All of these aspects come together in the last, single-player focused mode, Road Trip. Telling the game’s story, Road Trip lets players collect upgrades and machines as they choose between a variety of challenges along several stages. The format evokes Classic Mode from the Super Smash Bros. series, being a canned sequence of matches across the game’s many modes. Though it’s fun to use Road Trip as a flight of everything the game has to offer, it does run a bit long for what it is. Running the same variety of stadium challenges and short races invariably gets repetitive, especially when you get enough upgrades that you can start blasting by races without much care for what your CPU opponents are even doing. Boss battles, though also a City Trial stadium option, end up being the coolest thing on offer.

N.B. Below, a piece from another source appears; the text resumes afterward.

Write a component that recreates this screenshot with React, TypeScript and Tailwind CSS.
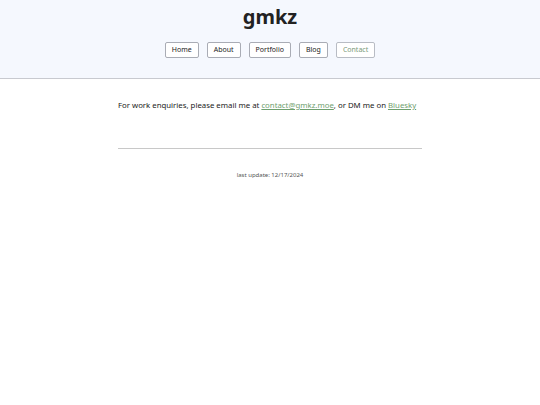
import React from "react";

const NAV = ["Home", "About", "Portfolio", "Blog", "Contact"];

export default function App() {
  return (
    <div className="min-h-screen bg-white text-[#222]" style={{ fontFamily: '"Noto Sans", sans-serif' }}>
      {/* Header */}
      <header className="h-[79px] bg-[#f5f8fe] border-b border-[#c8cad0] flex flex-col items-center pt-[3px]">
        <h1 className="text-[20px] leading-[28px] font-bold text-[#222]">gmkz</h1>
        <nav className="mt-[11px] flex gap-[8px]">
          {NAV.map((item) => (
            <a
              key={item}
              href="#"
              className={
                "h-[16px] px-[6px] flex items-center rounded-[2px] border bg-white text-[7px] " +
                (item === "Contact" ? "text-[#7a9a7a] border-[#b8bcc4]" : "text-[#222] border-[#a9acb5]")
              }
            >
              {item}
            </a>
          ))}
        </nav>
      </header>

      <main className="w-[304px] mx-auto">
        <p className="mt-[20px] text-[7.8px] leading-[12px] text-[#222] whitespace-nowrap">
          For work enquiries, please email me at{" "}
          <a href="#" className="text-[#6fa06f] underline">contact@gmkz.moe</a>, or DM me on{" "}
          <a href="#" className="text-[#6fa06f] underline">Bluesky</a>
        </p>
        <hr className="mt-[37px] border-t border-[#c8c8c8]" />
        <p className="mt-[22px] text-[6px] text-[#555] text-center">last update: 12/17/2024</p>
      </main>
    </div>
  );
}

The final bosses - including the secret true final boss faced if you collect every machine - are epic, though I wish I didn’t have to play all of Road Trip twice for it.
Kirby Air Riders strikes me as the kind of game they just don’t make anymore. It’s fun, approachable, and engaging without being even remotely concerned with trying to be the next e-sport. The simple modes are supplanted by a huge checklist of things to earn, giving even solo players a ton to do. There’s also just a ridiculous amount of settings for everything from the game’s UI to private online lobbies with friends that help make the game as comfortable and playable as possible for everyone. Kirby has always been the one franchise that I feel successfully designs itself for everyone. Instead of trying to be the game that is all things to all people, it leans into its own identity and just removes as many barriers to that experience as it can. Air Riders is a prime example of this philosophy, with the veteran designer who created that formula at the director’s helm. The goal is to be fun, plain and simple, and Sakurai’s tireless dedication is no less impactful towards that goal than it is towards something major like Super Smash Bros. Ultimate. There’s no Switch 2 owner I can’t recommend Air Riders to, and it makes a strong case for the best racer on the system even in a year with strong competition.